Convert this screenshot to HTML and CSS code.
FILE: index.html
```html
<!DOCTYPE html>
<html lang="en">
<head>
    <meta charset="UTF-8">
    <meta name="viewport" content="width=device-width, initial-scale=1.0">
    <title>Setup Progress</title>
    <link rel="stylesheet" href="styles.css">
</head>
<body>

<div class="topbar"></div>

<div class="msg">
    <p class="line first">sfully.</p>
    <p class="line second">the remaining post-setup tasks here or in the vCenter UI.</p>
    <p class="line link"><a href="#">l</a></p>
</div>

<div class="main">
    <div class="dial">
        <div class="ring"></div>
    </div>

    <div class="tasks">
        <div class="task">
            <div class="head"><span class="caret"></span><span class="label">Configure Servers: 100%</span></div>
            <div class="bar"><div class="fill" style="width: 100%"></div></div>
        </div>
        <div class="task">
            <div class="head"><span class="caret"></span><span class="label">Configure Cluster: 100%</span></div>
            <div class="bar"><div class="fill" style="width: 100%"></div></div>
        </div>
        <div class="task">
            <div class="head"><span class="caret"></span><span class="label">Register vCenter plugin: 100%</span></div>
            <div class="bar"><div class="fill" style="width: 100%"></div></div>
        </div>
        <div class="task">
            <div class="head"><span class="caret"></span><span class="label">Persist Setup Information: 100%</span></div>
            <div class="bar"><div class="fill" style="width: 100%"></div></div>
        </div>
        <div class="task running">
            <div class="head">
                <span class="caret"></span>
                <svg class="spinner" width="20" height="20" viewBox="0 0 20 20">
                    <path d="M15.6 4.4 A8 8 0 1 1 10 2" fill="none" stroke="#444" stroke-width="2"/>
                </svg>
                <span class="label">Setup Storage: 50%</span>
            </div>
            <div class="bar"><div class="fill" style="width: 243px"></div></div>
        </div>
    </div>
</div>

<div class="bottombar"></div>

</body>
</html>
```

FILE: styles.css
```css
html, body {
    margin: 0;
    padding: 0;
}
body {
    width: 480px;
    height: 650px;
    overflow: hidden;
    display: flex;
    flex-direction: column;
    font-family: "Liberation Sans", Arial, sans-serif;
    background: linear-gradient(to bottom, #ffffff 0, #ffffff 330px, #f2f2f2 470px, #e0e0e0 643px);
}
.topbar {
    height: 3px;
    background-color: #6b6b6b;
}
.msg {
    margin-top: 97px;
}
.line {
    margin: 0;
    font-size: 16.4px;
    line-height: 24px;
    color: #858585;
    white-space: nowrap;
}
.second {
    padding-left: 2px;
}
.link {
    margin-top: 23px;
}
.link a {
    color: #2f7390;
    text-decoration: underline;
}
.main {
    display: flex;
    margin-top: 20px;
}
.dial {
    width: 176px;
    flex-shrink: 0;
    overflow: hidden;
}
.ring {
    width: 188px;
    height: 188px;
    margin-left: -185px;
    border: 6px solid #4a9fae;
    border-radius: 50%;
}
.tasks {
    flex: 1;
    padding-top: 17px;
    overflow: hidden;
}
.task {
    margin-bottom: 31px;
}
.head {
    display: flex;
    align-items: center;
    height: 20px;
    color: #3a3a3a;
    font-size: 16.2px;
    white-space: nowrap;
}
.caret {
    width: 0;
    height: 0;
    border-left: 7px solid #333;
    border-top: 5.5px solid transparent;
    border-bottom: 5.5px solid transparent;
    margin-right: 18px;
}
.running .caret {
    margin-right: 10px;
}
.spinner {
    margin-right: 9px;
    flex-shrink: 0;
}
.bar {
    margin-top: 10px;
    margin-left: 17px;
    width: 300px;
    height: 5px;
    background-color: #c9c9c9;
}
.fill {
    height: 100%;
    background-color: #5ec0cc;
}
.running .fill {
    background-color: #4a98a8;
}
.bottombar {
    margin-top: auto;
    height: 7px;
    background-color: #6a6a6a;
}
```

-*-

_What you should do_:
Retype the material above, line by line, exactly.

_Result of this task_:
Convert this screenshot to HTML and CSS code.
FILE: index.html
```html
<!DOCTYPE html>
<html lang="en">
<head>
    <meta charset="UTF-8">
    <meta name="viewport" content="width=device-width, initial-scale=1.0">
    <title>Setup Progress</title>
    <link rel="stylesheet" href="styles.css">
</head>
<body>

<div class="topbar"></div>

<div class="msg">
    <p class="line first">sfully.</p>
    <p class="line second">the remaining post-setup tasks here or in the vCenter UI.</p>
    <p class="line link"><a href="#">l</a></p>
</div>

<div class="main">
    <div class="dial">
        <div class="ring"></div>
    </div>

    <div class="tasks">
        <div class="task">
            <div class="head"><span class="caret"></span><span class="label">Configure Servers: 100%</span></div>
            <div class="bar"><div class="fill" style="width: 100%"></div></div>
        </div>
        <div class="task">
            <div class="head"><span class="caret"></span><span class="label">Configure Cluster: 100%</span></div>
            <div class="bar"><div class="fill" style="width: 100%"></div></div>
        </div>
        <div class="task">
            <div class="head"><span class="caret"></span><span class="label">Register vCenter plugin: 100%</span></div>
            <div class="bar"><div class="fill" style="width: 100%"></div></div>
        </div>
        <div class="task">
            <div class="head"><span class="caret"></span><span class="label">Persist Setup Information: 100%</span></div>
            <div class="bar"><div class="fill" style="width: 100%"></div></div>
        </div>
        <div class="task running">
            <div class="head">
                <span class="caret"></span>
                <svg class="spinner" width="20" height="20" viewBox="0 0 20 20">
                    <path d="M15.6 4.4 A8 8 0 1 1 10 2" fill="none" stroke="#444" stroke-width="2"/>
                </svg>
                <span class="label">Setup Storage: 50%</span>
            </div>
            <div class="bar"><div class="fill" style="width: 243px"></div></div>
        </div>
    </div>
</div>

<div class="bottombar"></div>

</body>
</html>
```

FILE: styles.css
```css
html, body {
    margin: 0;
    padding: 0;
}
body {
    width: 480px;
    height: 650px;
    overflow: hidden;
    display: flex;
    flex-direction: column;
    font-family: "Liberation Sans", Arial, sans-serif;
    background: linear-gradient(to bottom, #ffffff 0, #ffffff 330px, #f2f2f2 470px, #e0e0e0 643px);
}
.topbar {
    height: 3px;
    background-color: #6b6b6b;
}
.msg {
    margin-top: 97px;
}
.line {
    margin: 0;
    font-size: 16.4px;
    line-height: 24px;
    color: #858585;
    white-space: nowrap;
}
.second {
    padding-left: 2px;
}
.link {
    margin-top: 23px;
}
.link a {
    color: #2f7390;
    text-decoration: underline;
}
.main {
    display: flex;
    margin-top: 20px;
}
.dial {
    width: 176px;
    flex-shrink: 0;
    overflow: hidden;
}
.ring {
    width: 188px;
    height: 188px;
    margin-left: -185px;
    border: 6px solid #4a9fae;
    border-radius: 50%;
}
.tasks {
    flex: 1;
    padding-top: 17px;
    overflow: hidden;
}
.task {
    margin-bottom: 31px;
}
.head {
    display: flex;
    align-items: center;
    height: 20px;
    color: #3a3a3a;
    font-size: 16.2px;
    white-space: nowrap;
}
.caret {
    width: 0;
    height: 0;
    border-left: 7px solid #333;
    border-top: 5.5px solid transparent;
    border-bottom: 5.5px solid transparent;
    margin-right: 18px;
}
.running .caret {
    margin-right: 10px;
}
.spinner {
    margin-right: 9px;
    flex-shrink: 0;
}
.bar {
    margin-top: 10px;
    margin-left: 17px;
    width: 300px;
    height: 5px;
    background-color: #c9c9c9;
}
.fill {
    height: 100%;
    background-color: #5ec0cc;
}
.running .fill {
    background-color: #4a98a8;
}
.bottombar {
    margin-top: auto;
    height: 7px;
    background-color: #6a6a6a;
}
```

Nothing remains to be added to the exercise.